Tolak Pemberian Kontrasepsi untuk Anak Sekolah, Anggota DPR: Edukasi Reproduksi Harus Sesuai Pancasila dan Agama

ERA.id - Anggota Komisi VIII DPR RI, Luqman Hakim menyebut pelaksanaan edukasi kesehatan reproduksi dan seksual untuk masyarakat Indonesia harus berlandaskan Pancasila dan agama.

"Pelaksanaan edukasi kesehatan reproduksi sangat penting diletakkan di atas dasar nilai-nilai moral Pancasila dan nilai-nilai universal agama-agama," kata Luqman dalam keterangan tertulis yang diterima di Jakarta, Selasa (6/8/2024), dikutip dari Antara.

Menurutnya, landasan filosofis dan etik itu akan berperan menjauhkan remaja Indonesia dari perilaku seks bebas.

Hal tersebut disampaikan Luqman menanggapi adanya ketentuan mengenai penyediaan alat kontrasepsi bagi pelajar dalam Peraturan Pemerintah (PP) Nomor 28 Tahun 2024 tentang Peraturan Pelaksanaan Undang-Undang Nomor 17 Tahun 2023 tentang Kesehatan (UU Kesehatan).

PP itu antara lain mengatur soal penyediaan alat kontrasepsi bagi anak usia sekolah dan remaja. Dalam Pasal 103 ayat (1) disebutkan bahwa upaya kesehatan sistem reproduksi usia sekolah dan remaja paling sedikit berupa pemberian komunikasi, informasi, dan edukasi, serta pelayanan kesehatan reproduksi.

Kemudian dalam ayat (4) disebutkan bahwa pelayanan kesehatan reproduksi bagi siswa dan remaja, paling sedikit terdiri atas deteksi dini penyakit atau skrining, pengobatan, rehabilitasi, konseling, dan penyediaan alat kontrasepsi.

Luqman lalu menilai penyediaan alat kontrasepsi untuk siswa dan remaja itu berpotensi menciptakan persepsi salah mengenai seksualitas pada usia remaja.

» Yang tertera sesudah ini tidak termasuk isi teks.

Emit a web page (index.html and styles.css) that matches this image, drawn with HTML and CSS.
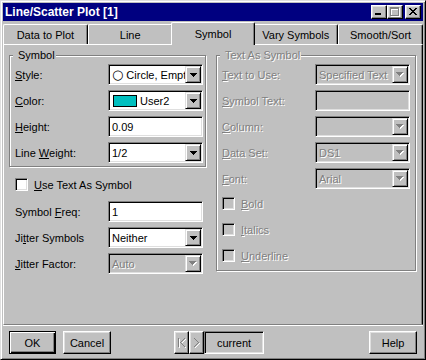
FILE: index.html
```html
<!DOCTYPE html>
<html lang="en">
<head>
    <meta charset="UTF-8">
    <title>Line/Scatter Plot [1]</title>
    <link rel="stylesheet" href="styles.css">
</head>
<body>
    <div class="window">
        <div class="titlebar">
            <span class="title">Line/Scatter Plot [1]</span>
            <div class="title-buttons">
                <span class="tbtn"><svg width="14" height="12"><rect x="3" y="7" width="6" height="2" fill="#000"/></svg></span>
                <span class="tbtn"><svg width="14" height="12">
                    <path d="M3 2h9v9h-9z M4 4v6h7v-6z" fill="#fff" fill-rule="evenodd"/>
                    <path d="M2 1h9v9h-9z M3 3v6h7v-6z" fill="#808080" fill-rule="evenodd"/>
                </svg></span>
                <span class="tbtn close"><svg width="14" height="12"><path transform="translate(3 2)" d="M0 0h2v1h-2z M6 0h2v1h-2z M1 1h2v1h-2z M5 1h2v1h-2z M2 2h4v1h-4z M3 3h2v1h-2z M2 4h4v1h-4z M1 5h2v1h-2z M5 5h2v1h-2z M0 6h2v1h-2z M6 6h2v1h-2z" fill="#000"/></svg></span>
            </div>
        </div>

        <div class="tabs">
            <div class="tab">Data to Plot</div>
            <div class="tab">Line</div>
            <div class="tab active">Symbol</div>
            <div class="tab">Vary Symbols</div>
            <div class="tab">Smooth/Sort</div>
        </div>

        <div class="panel">
            <!-- left column -->
            <div class="col col-left">
                <div class="group group-symbol">
                    <span class="group-title">Symbol</span>
                    <div class="row">
                        <label><u>S</u>tyle:</label>
                        <div class="combo">
                            <span class="combo-text"><span class="glyph">○</span>Circle, Empty</span>
                            <span class="drop"><svg width="7" height="4"><path d="M0 0h7v1h-1v1h-1v1h-1v1h-1v-1h-1v-1h-1v-1h-1z" fill="#000"/></svg></span>
                        </div>
                    </div>
                    <div class="row">
                        <label><u>C</u>olor:</label>
                        <div class="combo">
                            <span class="combo-text"><span class="swatch"></span>User2</span>
                            <span class="drop"><svg width="7" height="4"><path d="M0 0h7v1h-1v1h-1v1h-1v1h-1v-1h-1v-1h-1v-1h-1z" fill="#000"/></svg></span>
                        </div>
                    </div>
                    <div class="row">
                        <label><u>H</u>eight:</label>
                        <div class="field">0.09</div>
                    </div>
                    <div class="row">
                        <label>Line <u>W</u>eight:</label>
                        <div class="combo">
                            <span class="combo-text">1/2</span>
                            <span class="drop"><svg width="7" height="4"><path d="M0 0h7v1h-1v1h-1v1h-1v1h-1v-1h-1v-1h-1v-1h-1z" fill="#000"/></svg></span>
                        </div>
                    </div>
                </div>

                <div class="check-row use-text">
                    <span class="check"></span>
                    <span><u>U</u>se Text As Symbol</span>
                </div>

                <div class="loose-rows">
                    <div class="row">
                        <label>Symbol <u>F</u>req:</label>
                        <div class="field">1</div>
                    </div>
                    <div class="row">
                        <label>Ji<u>t</u>ter Symbols</label>
                        <div class="combo">
                            <span class="combo-text">Neither</span>
                            <span class="drop"><svg width="7" height="4"><path d="M0 0h7v1h-1v1h-1v1h-1v1h-1v-1h-1v-1h-1v-1h-1z" fill="#000"/></svg></span>
                        </div>
                    </div>
                    <div class="row">
                        <label><u>J</u>itter Factor:</label>
                        <div class="combo disabled">
                            <span class="combo-text">Auto</span>
                            <span class="drop"><svg width="8" height="5"><path transform="translate(1 1)" d="M0 0h7v1h-1v1h-1v1h-1v1h-1v-1h-1v-1h-1v-1h-1z" fill="#fff"/><path d="M0 0h7v1h-1v1h-1v1h-1v1h-1v-1h-1v-1h-1v-1h-1z" fill="#808080"/></svg></span>
                        </div>
                    </div>
                </div>
            </div>

            <!-- right column -->
            <div class="col col-right">
                <div class="group group-text disabled">
                    <span class="group-title">Text As Symbol</span>
                    <div class="rows">
                        <div class="row">
                            <label><u>T</u>ext to Use:</label>
                            <div class="combo disabled">
                                <span class="combo-text">Specified Text</span>
                                <span class="drop"><svg width="8" height="5"><path transform="translate(1 1)" d="M0 0h7v1h-1v1h-1v1h-1v1h-1v-1h-1v-1h-1v-1h-1z" fill="#fff"/><path d="M0 0h7v1h-1v1h-1v1h-1v1h-1v-1h-1v-1h-1v-1h-1z" fill="#808080"/></svg></span>
                            </div>
                        </div>
                        <div class="row">
                            <label><u>S</u>ymbol Text:</label>
                            <div class="field disabled"></div>
                        </div>
                        <div class="row">
                            <label><u>C</u>olumn:</label>
                            <div class="combo disabled">
                                <span class="combo-text"></span>
                                <span class="drop"><svg width="8" height="5"><path transform="translate(1 1)" d="M0 0h7v1h-1v1h-1v1h-1v1h-1v-1h-1v-1h-1v-1h-1z" fill="#fff"/><path d="M0 0h7v1h-1v1h-1v1h-1v1h-1v-1h-1v-1h-1v-1h-1z" fill="#808080"/></svg></span>
                            </div>
                        </div>
                        <div class="row">
                            <label><u>D</u>ata Set:</label>
                            <div class="combo disabled">
                                <span class="combo-text">DS1</span>
                                <span class="drop"><svg width="8" height="5"><path transform="translate(1 1)" d="M0 0h7v1h-1v1h-1v1h-1v1h-1v-1h-1v-1h-1v-1h-1z" fill="#fff"/><path d="M0 0h7v1h-1v1h-1v1h-1v1h-1v-1h-1v-1h-1v-1h-1z" fill="#808080"/></svg></span>
                            </div>
                        </div>
                        <div class="row">
                            <label><u>F</u>ont:</label>
                            <div class="combo disabled">
                                <span class="combo-text">Arial</span>
                                <span class="drop"><svg width="8" height="5"><path transform="translate(1 1)" d="M0 0h7v1h-1v1h-1v1h-1v1h-1v-1h-1v-1h-1v-1h-1z" fill="#fff"/><path d="M0 0h7v1h-1v1h-1v1h-1v1h-1v-1h-1v-1h-1v-1h-1z" fill="#808080"/></svg></span>
                            </div>
                        </div>
                    </div>
                    <div class="checks">
                        <div class="check-row"><span class="check"></span><span><u>B</u>old</span></div>
                        <div class="check-row"><span class="check"></span><span><u>I</u>talics</span></div>
                        <div class="check-row"><span class="check"></span><span><u>U</u>nderline</span></div>
                    </div>
                </div>
            </div>
        </div>

        <div class="buttons">
            <button class="btn default">OK</button>
            <button class="btn cancel">Cancel</button>
            <div class="nav">
                <span class="btn nav-btn"><svg width="8" height="10">
                    <path transform="translate(1 1)" d="M0 0h1v9h-1z M6 0h1v1h-1z M5 1h1v1h-1z M4 2h1v1h-1z M3 3h1v1h-1z M2 4h1v1h-1z M3 5h1v1h-1z M4 6h1v1h-1z M5 7h1v1h-1z M6 8h1v1h-1z" fill="#fff"/>
                    <path d="M0 0h1v9h-1z M6 0h1v1h-1z M5 1h1v1h-1z M4 2h1v1h-1z M3 3h1v1h-1z M2 4h1v1h-1z M3 5h1v1h-1z M4 6h1v1h-1z M5 7h1v1h-1z M6 8h1v1h-1z" fill="#808080"/>
                </svg></span>
                <span class="btn nav-btn"><svg width="6" height="10">
                    <path transform="translate(1 1)" d="M0 0h1v1h-1z M1 1h1v1h-1z M2 2h1v1h-1z M3 3h1v1h-1z M4 4h1v1h-1z M3 5h1v1h-1z M2 6h1v1h-1z M1 7h1v1h-1z M0 8h1v1h-1z" fill="#fff"/>
                    <path d="M0 0h1v1h-1z M1 1h1v1h-1z M2 2h1v1h-1z M3 3h1v1h-1z M4 4h1v1h-1z M3 5h1v1h-1z M2 6h1v1h-1z M1 7h1v1h-1z M0 8h1v1h-1z" fill="#808080"/>
                </svg></span>
                <span class="current">current</span>
            </div>
            <button class="btn help">Help</button>
        </div>
    </div>
</body>
</html>
```

FILE: styles.css
```css
body {
    margin: 0;
    background: #c0c0c0;
    font-family: "Liberation Sans", Arial, sans-serif;
    font-size: 11px;
    color: #000;
}

.window {
    width: 426px;
    height: 360px;
    box-sizing: border-box;
    border: 1px solid;
    border-color: #dfdfdf #000 #000 #dfdfdf;
    box-shadow: inset 1px 1px #fff, inset -1px -1px #808080;
    padding: 2px;
    background: #c0c0c0;
}

/* title bar */
.titlebar {
    height: 18px;
    display: flex;
    align-items: center;
    justify-content: space-between;
    background: #000080;
    color: #fff;
    padding: 0 2px;
}

.title {
    font-weight: bold;
    font-size: 12px;
}

.title-buttons {
    display: flex;
}

.tbtn {
    width: 16px;
    height: 14px;
    box-sizing: border-box;
    border: 1px solid;
    border-color: #fff #000 #000 #fff;
    box-shadow: inset -1px -1px #808080, inset 1px 1px #dfdfdf;
    background: #c0c0c0;
    display: flex;
}

.tbtn.close {
    margin-left: 2px;
}

/* tabs */
.tabs {
    display: flex;
    height: 22px;
    margin-top: 1px;
}

.tab {
    flex: 1;
    margin-top: 2px;
    height: 20px;
    box-sizing: border-box;
    border: 1px solid;
    border-color: #fff #000 transparent #fff;
    border-bottom: none;
    border-radius: 2px 2px 0 0;
    box-shadow: inset -1px 0 #808080;
    display: flex;
    align-items: center;
    justify-content: center;
    color: #000;
}

.tab.active {
    position: relative;
    z-index: 1;
    margin: 0 -2px -1px;
    height: 23px;
    background: #c0c0c0;
}

/* main panel */
.panel {
    height: 281px;
    box-sizing: border-box;
    border: 1px solid;
    border-color: #fff #000 #808080 #fff;
    box-shadow: inset -1px 0 #808080, 0 1px #fff;
    display: flex;
    gap: 10px;
    padding: 10px 6px 0 5px;
}

.col {
    display: flex;
    flex-direction: column;
}

.col-left {
    width: 197px;
}

.col-right {
    width: 200px;
}

.group {
    position: relative;
    border: 1px solid #808080;
    box-shadow: inset 1px 1px #fff, 1px 1px #fff;
}

.group-title {
    position: absolute;
    top: -7px;
    left: 3px;
    line-height: 13px;
    padding: 0 1px 0 5px;
    background: #c0c0c0;
}

.group-symbol {
    display: flex;
    flex-direction: column;
    gap: 5px;
    padding: 8px 2px 3px 5px;
}

.group-text {
    padding: 8px 4px 8px 5px;
}

.rows,
.loose-rows {
    display: flex;
    flex-direction: column;
    gap: 5px;
}

.loose-rows {
    margin-top: 10px;
    padding-left: 6px;
}

.row {
    display: flex;
    align-items: center;
    height: 21px;
}

.row label {
    width: 93px;
}

/* combo boxes and text fields */
.combo,
.field {
    width: 95px;
    height: 21px;
    box-sizing: border-box;
    border: 1px solid;
    border-color: #808080 #fff #fff #808080;
    box-shadow: inset 1px 1px #000, inset -1px -1px #dfdfdf;
    background: #fff;
    padding: 1px;
    display: flex;
    align-items: center;
}

.field {
    padding-left: 3px;
}

.combo-text {
    flex: 1;
    padding-left: 2px;
    white-space: nowrap;
    overflow: hidden;
    display: flex;
    align-items: center;
}

.glyph {
    font-family: "DejaVu Sans", sans-serif;
    font-size: 13px;
    line-height: 13px;
    margin-right: 3px;
}

.swatch {
    width: 22px;
    height: 10px;
    border: 1px solid #000;
    background: #00c0c0;
    margin: 0 3px 0 1px;
}

.drop {
    width: 16px;
    height: 17px;
    flex: none;
    box-sizing: border-box;
    border: 1px solid;
    border-color: #dfdfdf #000 #000 #dfdfdf;
    box-shadow: inset 1px 1px #fff, inset -1px -1px #808080;
    background: #c0c0c0;
    display: flex;
    align-items: center;
    justify-content: center;
}

.combo.disabled,
.field.disabled {
    background: #c0c0c0;
}

.disabled,
.disabled .combo-text {
    color: #808080;
    text-shadow: 1px 1px 0 #fff;
}

/* check boxes */
.check-row {
    display: flex;
    align-items: center;
    height: 13px;
    gap: 6px;
}

.use-text {
    margin-top: 11px;
    padding-left: 6px;
}

.check {
    width: 13px;
    height: 13px;
    box-sizing: border-box;
    border: 1px solid;
    border-color: #808080 #fff #fff #808080;
    box-shadow: inset 1px 1px #000, inset -1px -1px #dfdfdf;
    background: #fff;
}

.disabled .check {
    background: #c0c0c0;
}

.checks {
    display: flex;
    flex-direction: column;
    gap: 13px;
    margin-top: 8px;
}

/* bottom buttons */
.buttons {
    display: flex;
    align-items: center;
    height: 23px;
    margin-top: 6px;
    padding: 0 6px;
}

.btn {
    height: 23px;
    box-sizing: border-box;
    border: 1px solid;
    border-color: #fff #000 #000 #fff;
    box-shadow: inset -1px -1px #808080, inset 1px 1px #dfdfdf;
    background: #c0c0c0;
    font-family: inherit;
    font-size: 11px;
    color: #000;
    padding: 0;
    display: flex;
    align-items: center;
    justify-content: center;
}

.btn.default {
    width: 47px;
    border-color: #000;
    box-shadow: inset 1px 1px #fff, inset -1px -1px #000, inset -2px -2px #808080;
}

.btn.cancel {
    width: 48px;
    margin-left: 7px;
}

.btn.help {
    width: 48px;
    margin-left: auto;
}

.nav {
    display: flex;
    margin-left: 63px;
}

.nav-btn {
    width: 15px;
}

.current {
    width: 60px;
    height: 23px;
    box-sizing: border-box;
    border: 1px solid;
    border-color: #808080 #fff #fff #808080;
    box-shadow: inset 1px 1px #000, inset -1px -1px #dfdfdf;
    display: flex;
    align-items: center;
    justify-content: center;
}
```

“Dengan adanya akses langsung ke alat kontrasepsi, ada risiko bahwa remaja akan menganggap seksualitas sebagai sesuatu yang dapat diatasi dengan mekanisme teknis semata, tanpa memperhatikan aspek emosional, moral, dan sosial yang penting,” ujar dia.

Menurutnya hal itu berpotensi membuat pelajar menduga bahwa hubungan seksual pada usia muda adalah hal yang boleh untuk dilakukan.

“Ini berpotensi mempromosikan pemikiran bahwa hubungan seksual di usia muda adalah hal yang dapat diterima, asalkan dilakukan dengan penggunaan kontrasepsi, tanpa memberikan cukup penekanan pada risiko dan konsekuensi jangka panjang dari perilaku seksual prematur,” katanya. 

Ia menilai seharusnya edukasi kesehatan reproduksi untuk anak usia sekolah atau remaja tidak termasuk penyediaan alat kontrasepsi karena itu tidak sejalan dengan norma-norma agama dan susila di Indonesia.

“Karena itu, aspek edukasi kesehatan reproduksi untuk remaja harus menjadi prioritas utama dibandingkan pemberian alat-alat kontrasepsi,” ujarnya.